**RAW RECORDS**
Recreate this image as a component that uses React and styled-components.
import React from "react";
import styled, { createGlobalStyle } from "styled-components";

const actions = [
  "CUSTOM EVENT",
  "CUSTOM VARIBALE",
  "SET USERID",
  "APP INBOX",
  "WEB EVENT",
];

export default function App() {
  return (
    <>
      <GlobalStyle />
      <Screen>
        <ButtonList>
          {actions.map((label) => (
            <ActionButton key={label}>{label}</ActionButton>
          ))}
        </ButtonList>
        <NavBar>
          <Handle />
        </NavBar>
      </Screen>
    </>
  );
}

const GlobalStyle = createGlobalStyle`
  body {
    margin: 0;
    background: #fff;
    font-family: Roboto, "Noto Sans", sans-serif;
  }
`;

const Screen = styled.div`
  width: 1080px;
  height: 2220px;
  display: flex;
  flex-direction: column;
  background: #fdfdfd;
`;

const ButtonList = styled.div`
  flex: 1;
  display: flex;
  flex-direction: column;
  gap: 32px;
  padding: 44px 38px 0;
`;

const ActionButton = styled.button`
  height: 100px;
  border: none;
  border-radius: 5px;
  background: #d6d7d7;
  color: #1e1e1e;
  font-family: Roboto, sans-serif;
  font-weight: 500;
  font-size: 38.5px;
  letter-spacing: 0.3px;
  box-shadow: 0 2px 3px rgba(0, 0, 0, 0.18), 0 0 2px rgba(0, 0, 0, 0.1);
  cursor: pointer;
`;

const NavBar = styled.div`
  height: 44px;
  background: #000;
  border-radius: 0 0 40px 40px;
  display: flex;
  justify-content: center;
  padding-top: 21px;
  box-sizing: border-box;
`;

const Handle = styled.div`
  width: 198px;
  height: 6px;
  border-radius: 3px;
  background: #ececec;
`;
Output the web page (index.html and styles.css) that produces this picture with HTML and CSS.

**STATED TASK**
The entries above must be returned in full, exactly as shown.

**TASK ANSWER**
Recreate this image as a component that uses React and styled-components.
import React from "react";
import styled, { createGlobalStyle } from "styled-components";

const actions = [
  "CUSTOM EVENT",
  "CUSTOM VARIBALE",
  "SET USERID",
  "APP INBOX",
  "WEB EVENT",
];

export default function App() {
  return (
    <>
      <GlobalStyle />
      <Screen>
        <ButtonList>
          {actions.map((label) => (
            <ActionButton key={label}>{label}</ActionButton>
          ))}
        </ButtonList>
        <NavBar>
          <Handle />
        </NavBar>
      </Screen>
    </>
  );
}

const GlobalStyle = createGlobalStyle`
  body {
    margin: 0;
    background: #fff;
    font-family: Roboto, "Noto Sans", sans-serif;
  }
`;

const Screen = styled.div`
  width: 1080px;
  height: 2220px;
  display: flex;
  flex-direction: column;
  background: #fdfdfd;
`;

const ButtonList = styled.div`
  flex: 1;
  display: flex;
  flex-direction: column;
  gap: 32px;
  padding: 44px 38px 0;
`;

const ActionButton = styled.button`
  height: 100px;
  border: none;
  border-radius: 5px;
  background: #d6d7d7;
  color: #1e1e1e;
  font-family: Roboto, sans-serif;
  font-weight: 500;
  font-size: 38.5px;
  letter-spacing: 0.3px;
  box-shadow: 0 2px 3px rgba(0, 0, 0, 0.18), 0 0 2px rgba(0, 0, 0, 0.1);
  cursor: pointer;
`;

const NavBar = styled.div`
  height: 44px;
  background: #000;
  border-radius: 0 0 40px 40px;
  display: flex;
  justify-content: center;
  padding-top: 21px;
  box-sizing: border-box;
`;

const Handle = styled.div`
  width: 198px;
  height: 6px;
  border-radius: 3px;
  background: #ececec;
`;
Output the web page (index.html and styles.css) that produces this picture with HTML and CSS.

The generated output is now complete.